In the Game of Extinction, It’s Good to Be Average

A new study finds that the world’s largest and smallest species are closest to the brink of oblivion.

The Somali ostrich is in big trouble.

Credit: Ninara/Flickr

According to a recent study, almost all it takes to predict an animal’s likelihood of extinction is to put it on a scale. Species with high or low body masses are disproportionately threatened, compared with those that are medium-size.

The research, published recently in the journal PNAS, is the latest, biggest news from the world of extinction science. The scientists found that in any given group of animals—from bony fishes and birds to mammals and reptiles—species at the size extremes tend to be in the most trouble. For each group, species with a certain body mass are least likely to be threatened with extinction, and the farther a given species strays from that number, the worse off it tends to be. The safe(ish) zone for bony fishes, for instance, is around eight pounds. A bony fish just one order of magnitude larger—around 80 pounds—would be 294 percent more likely to be at risk.

Big Macs

William Ripple, an ecologist at Oregon State University, is no newbie in this realm of research. In 2015 he published a paper that found that of the 74 species of large herbivores left on earth, 44 are threatened with extinction.

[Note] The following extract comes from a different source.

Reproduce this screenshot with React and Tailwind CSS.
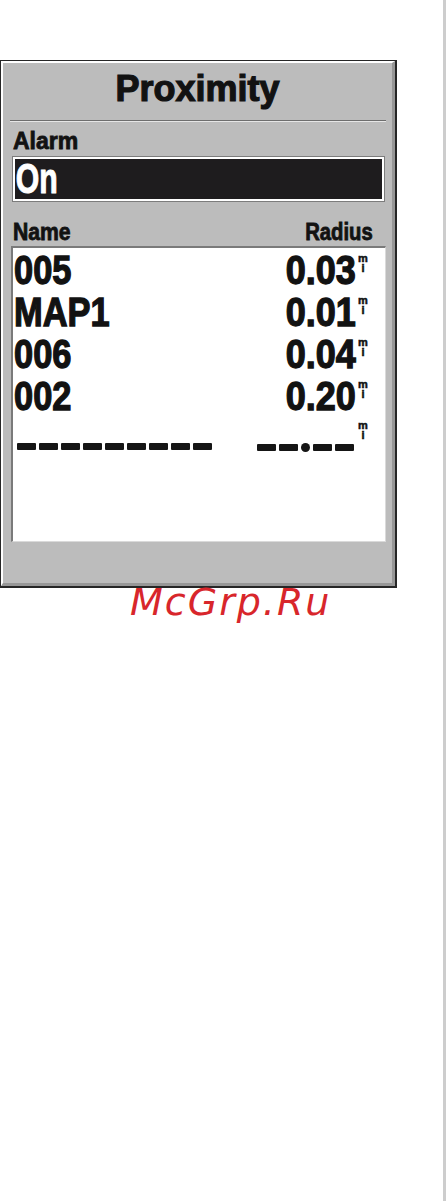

Humans are the one of the biggest threats to larger species like elephants.
Credit: Charles J. Sharp via Wikimedia Commons

Scientists had long suspected that the earth’s more voluminous inhabitants are more vulnerable, but studies had returned mixed results. But now, by gathering up the body masses for 27,647 vertebrates and checking them against each species’ threat status (as decided by the International Union for the Conservation of Nature), Ripple and his coauthors have shown definitively that it’s bad to be big.

“That just makes sense,” he says. Larger species are the ones humans more often come into conflict with and the ones we harvest for skins and other parts. “And, there’s more meat,” Ripple adds.

Habitat loss is also a contributing factor—another no-brainer when you consider that heftier animals, such as elephants, require more area to fulfill their daily needs than, say, a lemur. Ripple, however, was shocked to find that the world’s littlest vertebrates were equally effed.

Small Fry

Ripple says tiny species are much less affected by large-scale harvesting by humans, since exploiting such animals requires more effort with less gain. For example, when deer are available, hunters won’t spend most of their time targeting shrews.

What, then, is putting the world’s pipsqueaks at risk? Small geographic ranges and habitat degradation. Think about species that live on just one island or rely on a particular watershed or type of forest. Should anything happen to that ecosystem—be it a new coal mine, a hurricane, or a new logging contract—that whole population could disappear in a flash. Their eggs are all in one basket, so to speak, and more and more of those baskets are sitting on the edge of a cliff.

Captive breeding brought the tiny Kihansi spray toad back from the brink of extinction.
Credit: Josh More/Flickr

You might wonder why losing something like the Devils Hole pupfish or the rufa red knot or the Kihansi spray toad matters. After all, if you could save only one species, would you pick a sea snail or the Attwater’s prairie chicken over a jaguar?

But Ripple says devaluing a species just because it’s itty-bitty is foolish. Bats and birds, for instance, play huge roles in their ecosystems through pollination, insect predation, seed dispersal, and much else.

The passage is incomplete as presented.